Is it appropriate to warn here? Is this a job best left to a static linter like Rubocop, which didn't exist at the time #1831 was opened? Or perhaps would it be better to warn only in the very specific case that #1831 was opened to address?
Updated by jneen (Jeanine Adkisson) 19 days ago
Actions
#1
- ruby -v changed from 4.0.0, 4.0.1, earlier versions to a lesser extent to 4.0.1
Updated by tompng (tomoya ishida) 19 days ago
Actions
#2
[ruby-core:124718]
I found 130 (5 sets of 26 alphabets) characters matching both \p{S} and \p{Word}.
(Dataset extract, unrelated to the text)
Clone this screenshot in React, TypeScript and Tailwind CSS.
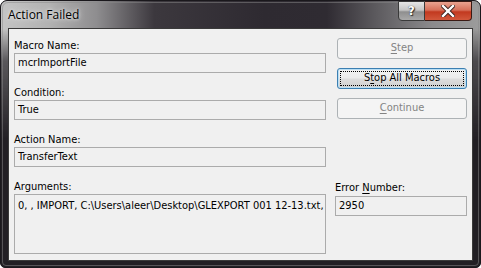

The visual looks like alphabet-ish symbol character
(0..0x10ffff).select{(s=''<<it; s=~/\p{Word}/&&s=~/\p{S}/) rescue false}.map{''<<it}.join
# ⒶⒷⒸⒹⒺⒻⒼⒽⒾⒿⓀⓁⓂⓃⓄⓅⓆⓇⓈⓉⓊⓋⓌⓍⓎⓏ
# ⓐⓑⓒⓓⓔⓕⓖⓗⓘⓙⓚⓛⓜⓝⓞⓟⓠⓡⓢⓣⓤⓥⓦⓧⓨⓩ
# 🄰🄱🄲🄳🄴🄵🄶🄷🄸🄹🄺🄻🄼🄽🄾🄿🅀🅁🅂🅃🅄🅅🅆🅇🅈🅉
# 🅐🅑🅒🅓🅔🅕🅖🅗🅘🅙🅚🅛🅜🅝🅞🅟🅠🅡🅢🅣🅤🅥🅦🅧🅨🅩
# 🅰🅱🅲🅳🅴🅵🅶🅷🅸🅹🅺🅻🅼🅽🅾🅿🆀🆁🆂🆃🆄🆅🆆🆇🆈🆉
I'm not sure how to read unicode properties, but it looks like these characters are Alphabetic:Yes and also in Other_Symbol category https://util.unicode.org/UnicodeJsps/character.jsp?a=%E2%92%B6
Updated by jneen (Jeanine Adkisson) 19 days ago
Actions
#3
[ruby-core:124719]
I see! So they do have some overlap. Is it really correct to warn here though? "Fixing" the warning would require falling back to manual unicode ranges.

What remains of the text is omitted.